Между тем его позиция в международной политике столь же ясна, как и во внутренней. В двух словах она в том, что поскольку Буш, стремясь к гегемонии, поставил под угрозу американское лидерство в сегодняшнем взбаламученном мире, это лидерство надлежит стабилизировать. Просто потому, что ни одна другая страна или коалиция стран роль эту исполнить сегодня не в состоянии. А что такое мир без лидера, мы уже видели в 1930-е годы.

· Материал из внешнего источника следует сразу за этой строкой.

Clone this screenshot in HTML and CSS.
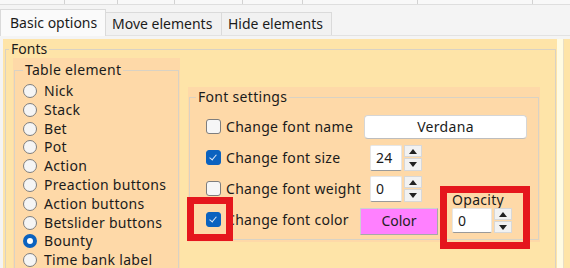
FILE: index.html
```html
<!DOCTYPE html>
<html lang="en">
<head>
  <meta charset="UTF-8">
  <title>Table layout options</title>
  <link rel="stylesheet" href="styles.css">
</head>
<body>
  <div class="prev-tabs">
    <span style="width:65px"></span>
    <span style="width:53px"></span>
    <span style="width:57px"></span>
    <span style="width:68px"></span>
    <span style="width:60px"></span>
    <span style="width:115px"></span>
    <span style="width:115px"></span>
  </div>

  <div class="tabbar">
    <div class="tab active">Basic options</div>
    <div class="tab">Move elements</div>
    <div class="tab">Hide elements</div>
  </div>

  <div class="panel">
    <fieldset class="group fonts">
      <legend>Fonts</legend>
      <div class="fonts-body">

        <div class="box table-box">
          <fieldset class="group">
            <legend>Table element</legend>
            <ul class="radios">
              <li><span class="radio"></span>Nick</li>
              <li><span class="radio"></span>Stack</li>
              <li><span class="radio"></span>Bet</li>
              <li><span class="radio"></span>Pot</li>
              <li><span class="radio"></span>Action</li>
              <li><span class="radio"></span>Preaction buttons</li>
              <li><span class="radio"></span>Action buttons</li>
              <li><span class="radio"></span>Betslider buttons</li>
              <li><span class="radio on"></span>Bounty</li>
              <li><span class="radio"></span>Time bank label</li>
            </ul>
          </fieldset>
        </div>

        <div class="box settings-box">
          <fieldset class="group">
            <legend>Font settings</legend>
            <div class="settings">
              <label class="check-row"><span class="check"></span>Change font name</label>
              <div class="text-field">Verdana</div>

              <label class="check-row"><span class="check on"></span>Change font size</label>
              <div class="spin spin-small">
                <div class="spin-value">24</div>
                <div class="spin-btns"><span class="up"></span><span class="down"></span></div>
              </div>

              <label class="check-row"><span class="check"></span>Change font weight</label>
              <div class="spin spin-small">
                <div class="spin-value">0</div>
                <div class="spin-btns"><span class="up"></span><span class="down"></span></div>
              </div>

              <div class="opacity">
                <div class="opacity-label">Opacity</div>
                <div class="spin spin-wide">
                  <div class="spin-value">0</div>
                  <div class="spin-btns"><span class="up"></span><span class="down"></span></div>
                </div>
              </div>

              <label class="check-row"><span class="check on"></span>Change font color</label>
              <button class="color-btn">Color</button>
            </div>
          </fieldset>
        </div>

      </div>
    </fieldset>
    <div class="stripe"></div>
  </div>

  <div class="mark mark-check"></div>
  <div class="mark mark-opacity"></div>
</body>
</html>
```

FILE: styles.css
```css
body {
  margin: 0;
  height: 268px;
  overflow: hidden;
  background: #f4f4f4;
  color: #1b1b1b;
  font-family: 'Noto Sans', sans-serif;
  font-size: 14px;
  line-height: 16px;
  position: relative;
}

/* bottom edge of the tab row above, cut off */
.prev-tabs {
  display: flex;
  height: 4px;
  background: #f8f8f8;
  border-bottom: 1px solid #dedede;
}
.prev-tabs span {
  border-right: 1px solid #d2d2d2;
  box-sizing: border-box;
}

.tabbar {
  display: flex;
  align-items: flex-end;
  height: 30px;
  border-bottom: 1px solid #e2e2e2;
}
.tab {
  box-sizing: border-box;
  height: 23px;
  padding: 3px 6px 0;
  background: #f1f1f1;
  border: 1px solid #dadada;
  border-bottom: none;
  margin-left: -1px;
}
.tab.active {
  height: 27px;
  width: 106px;
  margin-left: 0;
  margin-bottom: -1px;
  padding: 5px 0 0 9px;
  background: #fafafa;
  position: relative;
}
.tab:nth-child(2) { width: 117px; }
.tab:nth-child(3) { width: 111px; }

.panel {
  display: flex;
  margin: 3px 0 0 3px;
  height: 229px;
  background: #fee4a8;
}

.group {
  margin: 0;
  padding: 0;
  border: 1px solid #d9d2c4;
  min-width: 0;
}
.group legend {
  padding: 0 2px;
  line-height: 16px;
}

.fonts {
  width: 551px;
  box-sizing: border-box;
  margin: 2px 0 0 2px;
  border-bottom: none;
}
.fonts legend { margin-left: 3px; }

.stripe {
  width: 6px;
  margin-left: 1px;
  background: #fffbe3;
  border-right: 1px solid #e9dfc6;
}

.fonts-body {
  display: flex;
  align-items: flex-start;
  letter-spacing: 0.3px;
}

.box {
  background: #fed9a8;
  box-sizing: border-box;
}

.table-box {
  width: 167px;
  height: 220px;
  margin: 1px 0 0 7px;
  padding: 4px 1px 0;
}
.table-box .group { height: 240px; border-bottom: none; }
.table-box legend { margin-left: 8px; }

.radios {
  list-style: none;
  margin: 0;
  padding: 3.6px 0 0 8px;
}
.radios li {
  display: flex;
  align-items: center;
  gap: 7px;
  height: 18.8px;
  white-space: nowrap;
}
.radio {
  box-sizing: border-box;
  width: 14px;
  height: 14px;
  border-radius: 50%;
  border: 1px solid #7e7e7e;
  background: #f5f5f5;
  flex: none;
}
.radio.on {
  border: 4.5px solid #0b62bf;
  background: #fff;
}

.settings-box {
  width: 352px;
  margin: 30px 0 0 8px;
  padding: 2px 1px;
}
.settings-box legend { margin-left: 6px; }

.settings {
  display: grid;
  grid-template-columns: 154px 92px 75px;
  grid-template-rows: repeat(4, 31px);
  align-items: center;
  padding: 6px 0 4px 16px;
}

.check-row {
  display: flex;
  align-items: center;
  gap: 5px;
  grid-column: 1;
  white-space: nowrap;
}
.check {
  box-sizing: border-box;
  width: 15px;
  height: 15px;
  border-radius: 3px;
  border: 1px solid #7e7e7e;
  background: #f6f6f6;
  flex: none;
  position: relative;
}
.check.on {
  border-color: #0b62bf;
  background: #0b62bf;
}
.check.on::after {
  content: '';
  position: absolute;
  left: 4px;
  top: 2px;
  width: 3px;
  height: 6px;
  border: solid #dfe9f7;
  border-width: 0 1.5px 1.5px 0;
  transform: rotate(40deg);
}

.text-field {
  grid-column: 2 / 4;
  margin-left: 4px;
  width: 163px;
  height: 24px;
  box-sizing: border-box;
  border: 1px solid #d6d6d6;
  border-bottom-color: #bdbdbd;
  border-radius: 4px;
  background: #fff;
  text-align: center;
  line-height: 22px;
}

.spin {
  display: flex;
  gap: 2px;
}
.spin-small { margin-left: 10px; }
.spin-value {
  box-sizing: border-box;
  height: 26px;
  padding: 4px 0 0 5px;
  background: #fff;
  border: 1px solid #e6e6e6;
  border-bottom: 1px solid #9a9a9a;
  border-radius: 2px;
}
.spin-small .spin-value { width: 32px; }
.spin-wide .spin-value { width: 40px; height: 25px; }
.spin-btns {
  display: flex;
  flex-direction: column;
  gap: 1px;
  width: 18px;
}
.spin-btns span {
  flex: 1;
  background: #f2f2f2;
  border: 1px solid #d8d8d8;
  position: relative;
}
.spin-btns span::after {
  content: '';
  position: absolute;
  left: 4px;
  top: 3px;
  border-left: 4px solid transparent;
  border-right: 4px solid transparent;
}
.spin-btns .up::after { border-bottom: 5px solid #222; }
.spin-btns .down::after { border-top: 5px solid #222; }

.opacity {
  grid-column: 3;
  grid-row: 3 / 5;
  align-self: end;
  margin-bottom: 2px;
}
.opacity-label {
  height: 16px;
  padding-top: 2px;
}

.color-btn {
  grid-column: 2;
  grid-row: 4;
  width: 78px;
  height: 27px;
  margin: 3px 0 0;
  padding: 0;
  font: inherit;
  color: #222;
  background: #ff80ff;
  border: 1px solid #cfcfcf;
  border-right-color: #a8a8a8;
  border-bottom-color: #a8a8a8;
}

/* red annotation frames over the screenshot */
.mark {
  position: absolute;
  box-sizing: border-box;
  border: 7px solid #e5161d;
}
.mark-check {
  left: 187px;
  top: 197px;
  width: 46px;
  height: 44px;
}
.mark-opacity {
  left: 440px;
  top: 186px;
  width: 90px;
  height: 63px;
}
```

Именно изоляционистская «гуверовская» Америка, добровольно отказавшаяся от лидерства, привела к тому, что без мировой войны стабилизировать мир оказалось невозможно. Поэтому так же, как первоочередной задачей внутренней политики для Обамы стало не допустить Великой Депрессии, первоочередной задачей политики внешней стало не допустить международной анархии, неминуемой в мире без лидера. И не величие Америки (как сказал бы Буш) следует для этого восстановить, но ее доброе имя в мире.
Ибо кто еще, кроме нее, способен, скажем, остановить экспансию талибов в Пакистане, угрожающую образованием фундаменталистской ядерной державы? Кто еще способен не допустить дестабилизации всего Ближнего Востока, неизбежную в случае обретения ядерного оружия фундаменталистским Ираном? Кто еще способен возглавить всемирное движение против климатической катастрофы? Китай? Индия? ЕС? Россия? Достаточно поставить эти вопросы, чтобы не осталось сомнений: без американского лидерства это в принципе немыслимо. Не должно поэтому оставаться сомнений и в своевременности международно-политического курса, обозначившегося в первые сто дней президентства Обамы.
* * *
Риск, однако, огромный. Консервативная Америка, как теперь уже ясно, будет стоять против этого курса насмерть. И чем эта борьба закончится, непонятно. Когда задумываешься о значении, которое будет иметь ее исход для нашей судьбы, то, право же, все остальные политические проблемы начинают вдруг, как это ни парадоксально, выглядеть глубоко провинциальными по сравнению с тем, что началось внутри Америки после прихода в Белый дом Барака Обамы.